Algorithmically, the method of unmixing temporally correlated signals of fourth-order can be viewed as a symmetric eigenvalue problem of a generalized cumulant matrix $$Q_{ij}$$. As a measure of statistical independence, we will consider the ‘diagonality’ of a set of cumulant matrices. The cumulant matrices are generated in a low-dimensional subspace denoted by m, which is the best guess for the most compact summary of the fourth-order statistics. The subspace dimensionality can be adjusted by examining the inflection points in the cumulative variance plots generated from SD2 module.

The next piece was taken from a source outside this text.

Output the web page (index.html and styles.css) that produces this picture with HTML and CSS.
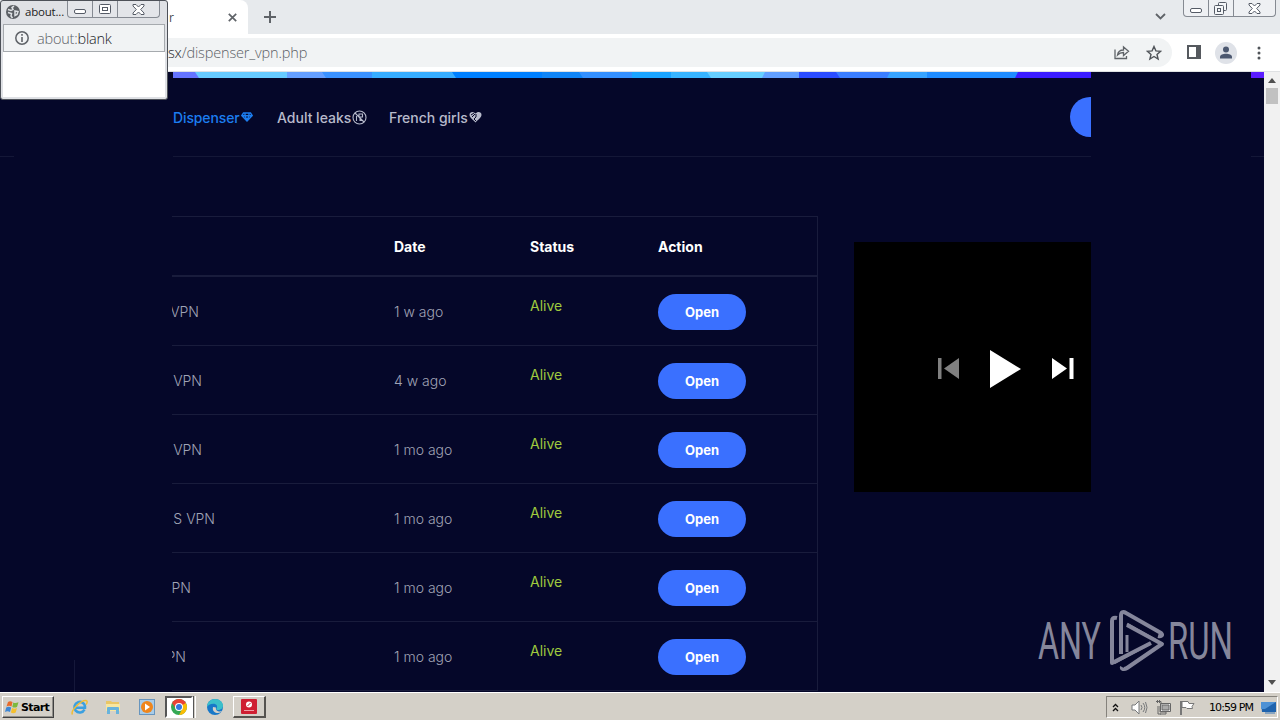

In order to generate the cumulant matrices, a time-lagged covariance matrix is defined by:

$R_z{(\tau)} = E\left\{ZZ_{\tau}^T\right\},$

where $$Z \in \mathbb{R}^{m \times t}$$ is second-order spatially and temporally resolved molecular simulation data, $$\tau$$ is time delay and $$Z_{\tau} = Z(t-\tau)$$ is the time-lagged version of Z. A fourth-order cumulant matrix $$Q_{ij}$$ of this data matrix Z is defined by:

$Q_{ij} = E\left\{ZZ^TZ_{\tau}^TZ_{\tau}\right\} - E\left\{ZZ^T\right\} \textrm{tr}\, E\left\{Z_{\tau}Z_{\tau}^T\right\} -2E\left\{ZZ_{\tau}^T\right\}E\left\{Z_{\tau}Z^T\right\},$

where $$Q_{ij} \in \mathbb{R}^{m \times m}$$ computes a time-lagged cumulant matrix. The possibility of computational errors, such as round-off errors, can destroy the symmetricity of the cumulant matrix which is restored by performing:

$Q_{ij} = \frac{1}{2} \left[Q_{ij} + Q_{ij}^T\right].$

A time-lagged cumulant tensor $$\mathbb{Q} \in \mathbb{R}^{m \times (m \times k)}$$, where k = $$[{m \times (m+1)}]/2$$ is defined for the storage of cumulant matrices computed by the symmetric $$Q_{ij}$$ matrix. Joint diagonalization of these time-lagged cumulant matrices reduces fourth-order temporal dependencies leading to anharmonic modes of motion of the trajectory data. This is done through Jacobi’s iterative method of finding solution to a system of linear equations. In particular, the method uses successive transformations to calculate diagonal elements of the cumulant tensor by decimating off-diagonal elements with each iteration. The spatio-temporally decorrelated matrix of fourth-order is computed by:

${Z_{TD4}} = W X_{orig},$

where W attempts to separate sources from signal mixture $$X_{orig}$$ by finding directions, such that projections onto these directions have maximum statistical independence. The computed parameter $$Z_{TD4}$$ is fourth-order spatially and temporally resolved matrix.

Parameters

Z       - an mxT spatially uncorrelated of order 2 and temporally uncorrelated of order 2 matrix (m subspaces, T samples). May be a numpyarray or matrix where,

m       - dimensionality of the subspace we are interested in. Defaults to None, in which case m=n.

T       - number of snapshots of MD trajectory

V       - separating matrix obtained after doing the PCA analysis on m components of real data followed temporal decorrelation of the spatially whitened data

lag     - lag time in the form of an integer denoting the time steps

verbose - print information on progress. Default is true.


Returns

W - a separating matrix obtained from resolving fourth order temporal correlations


Reference

1. Georgiev, P., & Cichocki, A. (2003). Robust independent component analysis via time-delayed cumulant functions. IEICE Transactions on Fundamentals of Electronics, Communications and Computer Sciences, 86(3), 573-579.